▶ **EXERCISE BRIEF**
Each line of the material below that holds the word "components" needs to be copied.

▶ **RECORD EXTRACTS**
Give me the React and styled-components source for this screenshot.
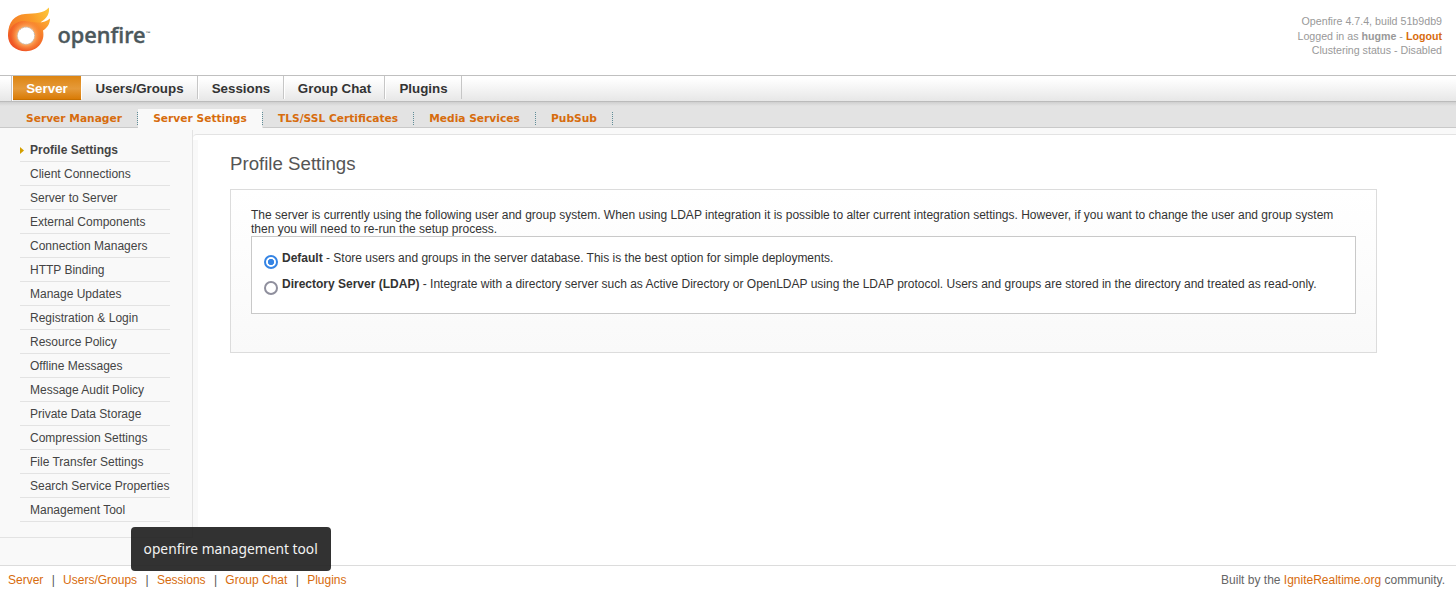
---
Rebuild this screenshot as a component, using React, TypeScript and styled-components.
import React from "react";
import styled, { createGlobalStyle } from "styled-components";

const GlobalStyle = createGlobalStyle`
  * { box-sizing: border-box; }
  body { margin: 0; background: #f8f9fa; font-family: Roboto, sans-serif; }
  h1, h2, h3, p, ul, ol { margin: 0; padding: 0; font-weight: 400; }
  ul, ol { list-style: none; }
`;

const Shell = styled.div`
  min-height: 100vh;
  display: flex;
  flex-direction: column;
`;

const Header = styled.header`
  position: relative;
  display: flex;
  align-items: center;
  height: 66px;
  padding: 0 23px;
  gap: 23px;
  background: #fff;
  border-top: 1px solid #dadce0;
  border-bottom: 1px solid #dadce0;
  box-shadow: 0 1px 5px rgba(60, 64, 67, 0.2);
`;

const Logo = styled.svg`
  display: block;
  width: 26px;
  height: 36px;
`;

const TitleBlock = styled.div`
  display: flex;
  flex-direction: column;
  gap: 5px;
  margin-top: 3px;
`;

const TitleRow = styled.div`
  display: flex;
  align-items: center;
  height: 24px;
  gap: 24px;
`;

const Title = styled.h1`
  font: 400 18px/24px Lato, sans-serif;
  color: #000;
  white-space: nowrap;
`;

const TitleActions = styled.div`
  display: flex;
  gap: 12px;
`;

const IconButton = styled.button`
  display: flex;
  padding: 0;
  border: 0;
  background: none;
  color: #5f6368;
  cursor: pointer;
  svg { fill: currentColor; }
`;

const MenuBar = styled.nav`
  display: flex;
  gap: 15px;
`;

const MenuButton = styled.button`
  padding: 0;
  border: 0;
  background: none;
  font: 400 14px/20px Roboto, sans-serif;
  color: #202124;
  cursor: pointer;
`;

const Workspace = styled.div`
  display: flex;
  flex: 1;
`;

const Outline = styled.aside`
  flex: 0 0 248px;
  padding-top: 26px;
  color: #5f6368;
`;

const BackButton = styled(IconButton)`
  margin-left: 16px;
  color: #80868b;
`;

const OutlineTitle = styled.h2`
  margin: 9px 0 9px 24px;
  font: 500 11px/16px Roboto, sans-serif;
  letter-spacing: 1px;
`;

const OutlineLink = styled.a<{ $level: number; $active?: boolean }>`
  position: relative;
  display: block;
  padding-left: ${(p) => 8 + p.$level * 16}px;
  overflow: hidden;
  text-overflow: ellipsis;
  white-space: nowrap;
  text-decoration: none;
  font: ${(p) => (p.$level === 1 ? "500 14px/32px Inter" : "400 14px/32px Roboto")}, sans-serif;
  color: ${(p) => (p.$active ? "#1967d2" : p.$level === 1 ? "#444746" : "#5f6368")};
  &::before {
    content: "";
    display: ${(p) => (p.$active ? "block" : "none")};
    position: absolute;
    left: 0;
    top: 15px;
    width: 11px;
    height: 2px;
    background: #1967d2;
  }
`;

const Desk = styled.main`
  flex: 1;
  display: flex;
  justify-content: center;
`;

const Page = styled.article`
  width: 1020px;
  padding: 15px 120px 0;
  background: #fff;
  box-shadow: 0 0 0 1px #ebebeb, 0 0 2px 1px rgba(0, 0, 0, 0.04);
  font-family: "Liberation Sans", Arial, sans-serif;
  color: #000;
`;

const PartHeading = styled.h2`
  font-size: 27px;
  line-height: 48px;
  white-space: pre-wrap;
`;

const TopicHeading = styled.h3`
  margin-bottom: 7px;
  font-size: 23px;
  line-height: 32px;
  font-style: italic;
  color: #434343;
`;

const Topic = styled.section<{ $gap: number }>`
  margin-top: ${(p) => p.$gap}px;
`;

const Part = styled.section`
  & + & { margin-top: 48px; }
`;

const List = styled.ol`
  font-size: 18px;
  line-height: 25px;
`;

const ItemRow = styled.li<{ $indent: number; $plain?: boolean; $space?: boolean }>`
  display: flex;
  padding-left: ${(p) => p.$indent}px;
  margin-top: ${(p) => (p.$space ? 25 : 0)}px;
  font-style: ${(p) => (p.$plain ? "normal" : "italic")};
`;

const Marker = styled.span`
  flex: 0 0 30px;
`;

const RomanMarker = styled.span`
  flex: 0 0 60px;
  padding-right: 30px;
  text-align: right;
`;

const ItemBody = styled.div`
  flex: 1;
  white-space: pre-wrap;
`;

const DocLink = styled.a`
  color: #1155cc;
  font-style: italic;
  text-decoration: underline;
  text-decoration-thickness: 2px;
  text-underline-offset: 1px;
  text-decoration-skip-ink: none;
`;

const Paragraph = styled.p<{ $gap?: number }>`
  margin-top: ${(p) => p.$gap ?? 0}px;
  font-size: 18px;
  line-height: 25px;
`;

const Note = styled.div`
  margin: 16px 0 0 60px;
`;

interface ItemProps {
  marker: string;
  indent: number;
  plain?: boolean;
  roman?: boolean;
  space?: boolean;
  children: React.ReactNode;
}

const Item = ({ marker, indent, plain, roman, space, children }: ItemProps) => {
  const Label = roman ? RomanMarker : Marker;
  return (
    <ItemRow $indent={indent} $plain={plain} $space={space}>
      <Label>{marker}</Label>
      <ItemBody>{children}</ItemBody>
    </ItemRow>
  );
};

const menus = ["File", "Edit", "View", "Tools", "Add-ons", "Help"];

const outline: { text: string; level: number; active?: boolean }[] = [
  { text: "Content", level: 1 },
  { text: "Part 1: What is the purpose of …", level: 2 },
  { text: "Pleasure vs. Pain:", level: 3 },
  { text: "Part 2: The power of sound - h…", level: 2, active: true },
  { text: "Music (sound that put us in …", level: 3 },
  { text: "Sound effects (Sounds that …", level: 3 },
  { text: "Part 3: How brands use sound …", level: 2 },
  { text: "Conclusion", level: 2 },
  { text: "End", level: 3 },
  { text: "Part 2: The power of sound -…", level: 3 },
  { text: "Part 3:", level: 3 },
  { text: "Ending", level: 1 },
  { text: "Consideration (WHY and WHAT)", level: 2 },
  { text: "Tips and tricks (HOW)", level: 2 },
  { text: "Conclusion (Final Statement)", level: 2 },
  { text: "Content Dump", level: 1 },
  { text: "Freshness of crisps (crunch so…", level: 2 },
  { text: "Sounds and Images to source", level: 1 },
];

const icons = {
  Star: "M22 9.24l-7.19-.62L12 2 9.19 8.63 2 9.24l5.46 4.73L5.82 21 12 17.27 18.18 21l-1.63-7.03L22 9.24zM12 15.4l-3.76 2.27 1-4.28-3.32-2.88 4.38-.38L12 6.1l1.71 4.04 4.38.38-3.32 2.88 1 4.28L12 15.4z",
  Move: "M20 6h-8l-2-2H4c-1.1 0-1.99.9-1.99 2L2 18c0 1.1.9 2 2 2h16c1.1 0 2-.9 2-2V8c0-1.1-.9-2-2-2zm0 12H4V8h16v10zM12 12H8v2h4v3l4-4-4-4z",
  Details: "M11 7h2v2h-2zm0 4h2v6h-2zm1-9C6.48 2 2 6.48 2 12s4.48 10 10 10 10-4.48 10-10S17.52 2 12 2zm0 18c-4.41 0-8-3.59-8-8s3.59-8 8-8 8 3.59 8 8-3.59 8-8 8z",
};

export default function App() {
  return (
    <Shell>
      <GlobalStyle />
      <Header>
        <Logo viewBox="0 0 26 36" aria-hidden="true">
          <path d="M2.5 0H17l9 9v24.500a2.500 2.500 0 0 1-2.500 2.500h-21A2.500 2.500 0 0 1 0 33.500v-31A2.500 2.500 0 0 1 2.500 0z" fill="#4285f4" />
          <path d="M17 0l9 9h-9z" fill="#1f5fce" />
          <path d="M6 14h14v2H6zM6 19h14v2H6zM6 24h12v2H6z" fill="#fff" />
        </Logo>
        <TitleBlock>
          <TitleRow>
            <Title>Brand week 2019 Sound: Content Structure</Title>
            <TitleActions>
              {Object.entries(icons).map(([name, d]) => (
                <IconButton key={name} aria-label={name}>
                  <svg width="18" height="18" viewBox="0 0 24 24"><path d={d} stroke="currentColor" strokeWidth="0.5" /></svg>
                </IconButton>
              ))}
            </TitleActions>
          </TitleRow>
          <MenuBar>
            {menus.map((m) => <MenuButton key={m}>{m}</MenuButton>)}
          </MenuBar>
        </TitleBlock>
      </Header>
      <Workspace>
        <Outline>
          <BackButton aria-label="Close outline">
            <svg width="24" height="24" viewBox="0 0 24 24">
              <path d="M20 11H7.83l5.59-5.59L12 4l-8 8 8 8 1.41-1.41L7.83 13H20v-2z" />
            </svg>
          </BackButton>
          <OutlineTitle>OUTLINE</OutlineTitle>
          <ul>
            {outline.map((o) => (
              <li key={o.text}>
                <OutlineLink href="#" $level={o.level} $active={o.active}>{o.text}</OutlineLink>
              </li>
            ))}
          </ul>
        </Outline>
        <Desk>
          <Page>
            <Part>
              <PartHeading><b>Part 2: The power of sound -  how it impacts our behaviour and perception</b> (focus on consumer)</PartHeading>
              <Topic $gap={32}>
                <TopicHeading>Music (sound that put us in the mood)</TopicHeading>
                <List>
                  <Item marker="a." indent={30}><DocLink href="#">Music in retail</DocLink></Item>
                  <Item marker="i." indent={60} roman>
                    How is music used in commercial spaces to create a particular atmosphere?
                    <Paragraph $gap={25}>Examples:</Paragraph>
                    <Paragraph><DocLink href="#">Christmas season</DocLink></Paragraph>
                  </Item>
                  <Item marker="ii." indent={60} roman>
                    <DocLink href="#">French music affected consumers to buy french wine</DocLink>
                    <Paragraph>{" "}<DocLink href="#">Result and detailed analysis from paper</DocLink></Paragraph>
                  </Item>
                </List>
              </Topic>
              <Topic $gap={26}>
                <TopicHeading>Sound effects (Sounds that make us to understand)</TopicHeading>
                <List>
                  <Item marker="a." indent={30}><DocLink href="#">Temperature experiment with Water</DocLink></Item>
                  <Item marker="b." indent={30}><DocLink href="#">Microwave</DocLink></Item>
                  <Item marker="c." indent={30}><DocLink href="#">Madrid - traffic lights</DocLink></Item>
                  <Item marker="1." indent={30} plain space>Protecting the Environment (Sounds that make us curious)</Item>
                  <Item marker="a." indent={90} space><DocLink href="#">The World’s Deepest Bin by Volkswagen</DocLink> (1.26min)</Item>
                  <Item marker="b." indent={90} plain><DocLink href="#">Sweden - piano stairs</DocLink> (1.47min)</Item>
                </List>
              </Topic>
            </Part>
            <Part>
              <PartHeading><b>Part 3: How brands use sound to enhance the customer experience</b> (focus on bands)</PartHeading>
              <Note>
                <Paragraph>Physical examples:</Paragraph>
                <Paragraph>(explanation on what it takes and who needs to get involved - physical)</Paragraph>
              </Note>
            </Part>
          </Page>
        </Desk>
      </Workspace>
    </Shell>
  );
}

▶ **WRITTEN REPLY**
Give me the React and styled-components source for this screenshot.
Rebuild this screenshot as a component, using React, TypeScript and styled-components.
import styled, { createGlobalStyle } from "styled-components";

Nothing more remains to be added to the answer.